The British artist and frontwoman for the punk rock band X-Ray Spex was an icon for modern-day feminist punk. She was a pioneer who didn’t receive the appreciation she deserved until after her passing in 2011.

Living Colour

A legendary band fusing funk, hip hop, alt-rock, and heavy metal. They weren’t afraid to get political, either, and are still making new music today.

Beyond the Music

A collection of documentaries and videos on Black punk rock music. All are available for viewing for free.

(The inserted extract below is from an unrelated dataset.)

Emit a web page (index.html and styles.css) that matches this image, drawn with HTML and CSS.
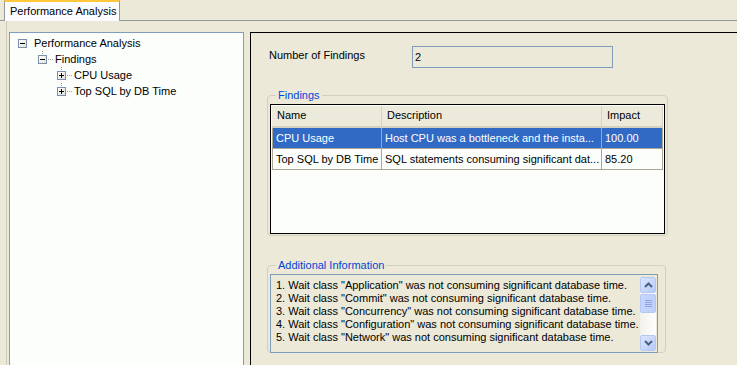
FILE: index.html
```html
<!DOCTYPE html>
<html>
	<head>
		<title>Performance Analysis</title>
		<meta charset="utf-8">
		<link rel="stylesheet" href="styles.css">
	</head>
	<body>
		<div class="tabbar">
			<div class="tab">Performance Analysis</div>
		</div>
		<div class="page">
			<div class="tree">
				<div class="node lvl0"><span class="box minus"></span><span class="label">Performance Analysis</span></div>
				<div class="node lvl1"><span class="box minus"></span><span class="dots"></span><span class="label">Findings</span></div>
				<div class="node lvl2"><span class="box plus"></span><span class="dots"></span><span class="label">CPU Usage</span></div>
				<div class="node lvl2"><span class="box plus"></span><span class="dots"></span><span class="label">Top SQL by DB Time</span></div>
			</div>
			<div class="detail">
				<div class="count">
					<span class="count-label">Number of Findings</span>
					<span class="field">2</span>
				</div>
				<fieldset class="group findings">
					<legend>Findings</legend>
					<div class="grid">
						<div class="row head">
							<div class="cell c-name">Name</div>
							<div class="cell c-desc">Description</div>
							<div class="cell c-imp">Impact</div>
						</div>
						<div class="row selected">
							<div class="cell c-name">CPU Usage</div>
							<div class="cell c-desc">Host CPU was a bottleneck and the insta...</div>
							<div class="cell c-imp">100.00</div>
						</div>
						<div class="row">
							<div class="cell c-name">Top SQL by DB Time</div>
							<div class="cell c-desc">SQL statements consuming significant dat...</div>
							<div class="cell c-imp">85.20</div>
						</div>
					</div>
				</fieldset>
				<fieldset class="group info">
					<legend>Additional Information</legend>
					<div class="textarea">
						<div class="lines">
							<p>1. Wait class "Application" was not consuming significant database time.</p>
							<p>2. Wait class "Commit" was not consuming significant database time.</p>
							<p>3. Wait class "Concurrency" was not consuming significant database time.</p>
							<p>4. Wait class "Configuration" was not consuming significant database time.</p>
							<p>5. Wait class "Network" was not consuming significant database time.</p>
						</div>
						<div class="scrollbar">
							<div class="sbtn"><svg width="9" height="6" viewBox="0 0 9 6"><path d="M1 5 L4.5 1.5 L8 5" fill="none" stroke="#4d6185" stroke-width="2"/></svg></div>
							<div class="thumb"><span></span><span></span><span></span><span></span></div>
							<div class="track"></div>
							<div class="sbtn"><svg width="9" height="6" viewBox="0 0 9 6"><path d="M1 1 L4.5 4.5 L8 1" fill="none" stroke="#4d6185" stroke-width="2"/></svg></div>
						</div>
					</div>
				</fieldset>
			</div>
		</div>
	</body>
</html>
```

FILE: styles.css
```css
*{
	margin:0;
	padding:0;
	box-sizing:border-box;
}
body{
	background-color:#ece9d8;
	font-family:"Liberation Sans", Arial, sans-serif;
	font-size:11px;
	color:#000;
	overflow:hidden;
	height:365px;
}
.tabbar{
	height:21px;
	border-bottom:1px solid #919b9c;
	padding-left:4px;
	display:flex;
}
.tab{
	width:116px;
	height:21px;
	background-color:#fcfcfe;
	border:1px solid #919b9c;
	border-top:2px solid #ffc83c;
	border-bottom:none;
	padding:3px 0 0 5px;
	line-height:13px;
	white-space:nowrap;
}
.page{
	margin-left:6px;
	border-left:1px solid #ccc9b8;
	display:flex;
	padding:11px 0 0 2px;
	gap:6px;
	height:344px;
}
.tree{
	width:235px;
	flex:none;
	background-color:#fcfefc;
	border:1px solid #7f9db9;
	border-bottom:none;
	padding-top:2px;
}
.node{
	height:16px;
	display:flex;
	align-items:center;
	position:relative;
}
.lvl0{padding-left:8px;}
.lvl1{padding-left:28px;}
.lvl2{padding-left:47px;}
.box{
	position:relative;
	width:9px;
	height:9px;
	border:1px solid #7a8fa8;
	background:linear-gradient(135deg,#ffffff 0%,#e2e2d8 100%);
	flex:none;
}
.box::after{
	content:"";
	position:absolute;
	left:1px;
	top:3px;
	width:5px;
	height:1px;
	background-color:#000;
}
.plus::before{
	content:"";
	position:absolute;
	left:3px;
	top:1px;
	width:1px;
	height:5px;
	background-color:#000;
}
.dots{
	width:6px;
	height:1px;
	margin-left:1px;
	margin-right:1px;
	background-image:linear-gradient(90deg,#a0a0a0 50%,transparent 50%);
	background-size:2px 1px;
	flex:none;
}
.lvl0 .label{margin-left:7px;}
.label{
	white-space:nowrap;
}
/* vertical dotted connectors above child expanders */
.lvl1::before, .lvl2::before{
	content:"";
	position:absolute;
	top:0;
	width:1px;
	height:4px;
	background-image:linear-gradient(180deg,#a0a0a0 50%,transparent 50%);
	background-size:1px 2px;
}
.lvl1::before{left:32px;}
.lvl2::before{left:51px;}
.detail{
	flex:1;
	margin-right:-20px;
	border:1px solid #000;
	border-bottom:none;
	padding:13px 0 0 16px;
}
.count{
	display:flex;
	align-items:center;
	height:22px;
}
.count-label{
	width:145px;
	padding-left:2px;
	margin-top:-5px;
}
.field{
	width:201px;
	height:22px;
	border:1px solid #7f9db9;
	padding:4px 0 0 2px;
}
.group{
	width:399px;
	border:1px solid #d0d0bf;
	border-radius:4px;
	padding:0 2px 1px 2px;
}
.group legend{
	color:#0046d5;
	margin-left:6px;
	padding:0 2px;
	line-height:13px;
	font-size:11px;
}
.findings{
	margin-top:21px;
}
.grid{
	border:1px solid #000;
	height:130px;
	background-color:#fcfefc;
	padding:1px;
	margin-top:2px;
}
.row{
	display:flex;
	height:21px;
	border-bottom:1px solid #aca899;
	width:391px;
}
.row .cell{
	border-right:1px solid #aca899;
	padding:0 0 0 3px;
	line-height:20px;
	white-space:nowrap;
	overflow:hidden;
	text-overflow:clip;
}
.row .cell:first-child{border-left:1px solid #aca899;}
.c-name{width:110px;}
.c-desc{width:220px;}
.c-imp{width:61px;}
.head{
	height:22px;
	background-color:#ebeadb;
	border-bottom:2px solid #d6d2c2;
}
.head .cell{
	border-right:1px solid #d6d2c2;
	padding-left:5px;
	line-height:19px;
}
.row.head .cell:first-child{border-left:none;}
.selected{
	background-color:#316ac5;
	color:#fff;
}
.info{
	margin-top:23px;
	height:94px;
}
.textarea{
	display:flex;
	border:1px solid #7f9db9;
	height:79px;
	width:388px;
	margin-top:2px;
	padding:2px 1px 1px 5px;
}
.lines{
	flex:1;
	padding-top:2px;
}
.lines p{
	line-height:13px;
	white-space:nowrap;
}
.scrollbar{
	width:16px;
	display:flex;
	flex-direction:column;
	background:linear-gradient(90deg,#f3f1ec,#fefefb);
}
.sbtn{
	height:16px;
	border:1px solid #b4c8f6;
	border-radius:2px;
	background:linear-gradient(135deg,#dce6fd,#b6cafa);
	display:flex;
	align-items:center;
	justify-content:center;
}
.thumb{
	height:19px;
	margin-top:1px;
	border:1px solid #b4c8f6;
	border-radius:2px;
	background:linear-gradient(90deg,#c6d5fc,#bfd0fb);
	display:flex;
	flex-direction:column;
	align-items:center;
	justify-content:center;
	gap:1px;
}
.thumb span{
	width:7px;
	height:1px;
	background-color:#8da4e0;
}
.track{
	flex:1;
}
```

The documentary from Afropunk explores race identity within the punk scene. Reminiscent of the Behind the Music days, the doc is raw and unapologetic. It’s also a bit flawed—which I appreciated: you can see some of the internalized racism that these Black artists found themselves subscribing to as a result of the whitewashing of the industry. It’s simultaneously refreshing and heartbreaking and has 2003 written all over it.

Oh Bondage up yours!

Chardine Taylor-Stone, one part of Big Joanie, talks about what it means to be Black and alternative and how she carved herself a space in the punk scene. The title of the TEDTalk comes from the hit X-Ray Spex song of the same name.

A Band Called Death

A doc that explores the history of the band Death, one of the first punk bands, and its formation, the resistance the band encountered in the music industry, and its rise to overdue recognition decades later.

The Punk Rock Movie

Okay, while this film doesn’t center Black punk artists, it was filmed and directed by Don Letts, the legendary Black filmmaker, DJ, and musician. This was his first of many films on rock music, including documentaries on The Clash, George Clinton, Sun Ra, Gil Scott-Heron, and many more. Start with this and dig deep into his rich catalog to keep your education going.